It’s been a quiet few days in Chez Strachan. Apart from a piano lesson, some gardening and posting a picture of a raccoon hitching a ride on the back of an alligator on Facebook, I’ve not done a great deal.
The raccoon picture was one of those random sights I couldn’t resist sharing. Bizarrely, whilst looking on Twitter earlier someone had retweeted a picture of a raccoon carrying a cat!
A raccoon carrying a cat? … Or a person in a raccoon suit carrying a cat? ….. Like the JFK assassination we’ll never know the truth!
I’m not sure whether seeing two off the wall pictures of raccoons in two days is coincidental, or if it’s Wacky Raccoon Picture Week or something! Who cares anyway? ……. Apart from the raccoons possibly!
A raccoon hitching a ride from an alligator…..
Oh I nearly forgot, we’ve done a weekly food shop as well since my last blog! All very uninteresting stuff, although I was interested (nearly) to see how the multi bag of crisps we bought had been marketed. The manufacturers were obviously aiming to sell their product from an environmentally friendly angle, with a strap line of ‘Same six bags. 30% less packaging’
That didn’t really sell it to me, to be honest. I purchased the multi-pack because I like the product. When I got home I was surprised to see that they had only saved 30% on the packaging. After all, there seemed about 50% less crisps per bag!
Gary Lineker – FA Cup eared, crisp pilfering, Match of The Day presenter….. Note: The crisps I’m referring to weren’t Walkers!
If I really could be bothered I’d pen a vitriolic letter to the BBC TV consumer programme ‘Watchdog’. But I don’t want to run the risk of meeting scary presenter Anne Robinson, or really give a chuff …… So I won’t bother!
Anne Robinson. Should I let her fight for potato snack portion justice?! … Nah!
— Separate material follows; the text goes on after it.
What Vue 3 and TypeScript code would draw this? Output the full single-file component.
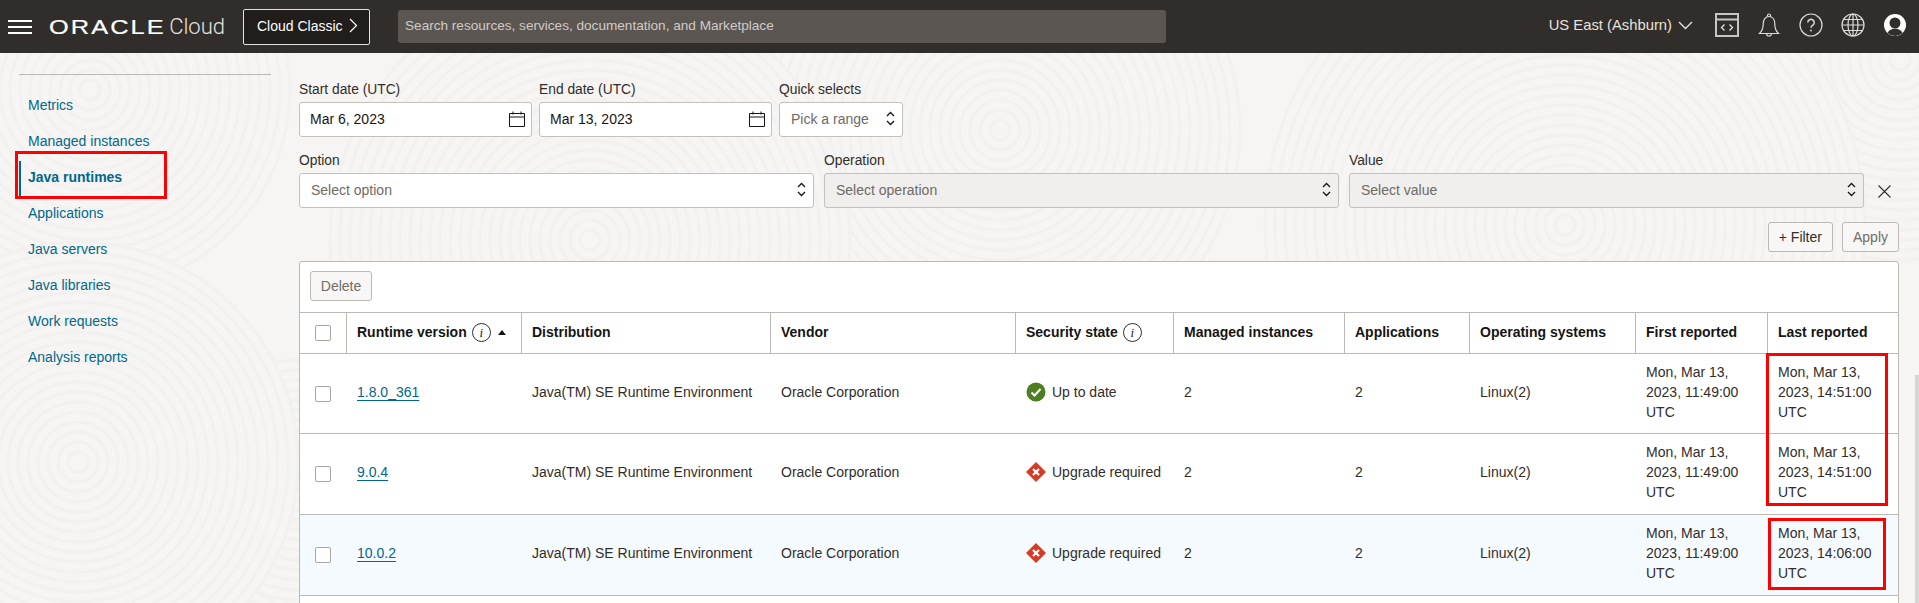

Perhaps the company should market it from a health perspective, ie less packaging, less salt and less calories! However, it’s unlikely to happen as they’re not going to advertise to the customer they’re getting less crisps!
God, I’m struggling to find stuff to write about today! Has anyone out there been up to anything interesting? ……. You in Huddersfield, have you been up to much?! I’ve got space to fill! …….. What’s that?! …….. No you haven’t apart from taking pictures of your raccoon playing table tennis with a squirrel and complaining to your MP about multi bag snack portions shrinking!
Well that’s killed that conversation!
I was chatting to my mum on the phone yesterday. They are having a new boiler as the one they’ve had for twenty five years has finally packed in. I was amused to hear that, on agreeing a price, my dad dropped the bombshell of asking the gas fitter “Are you qualified to undertake the job?!”
My mum said the only noises you could hear were a pin and the fitters jaw drop! …. Good old dad!
I am going around to their house on Thursday to garden, when the new boiler is being fitted. I’ve been asked to keep my dad out of the way! …. Apparently, he has a habit of watching workmen undertaking their jobs, which must annoy the hell out of them!
I’ve just had a coffee in an out of town coffee shop. I overheard two old guys at the next table discussing erectile dysfunction. One of the guys told the other he found Niagra always helped when he suffered from the condition.
The other guy asked “Do you not mean Viagra?!”, to which he responded “No Niagra. I get strangely aroused by watching waterfalls!”
Niagra Falls – Admittedly, its an impressive geological feature. However, I’m not sure I find it as alluring as the old guy in the coffee shop!
Right, I’m going to do a few jobs. After all the oven doesn’t clean itself …… Well apart from the self cleaning sides, I suppose!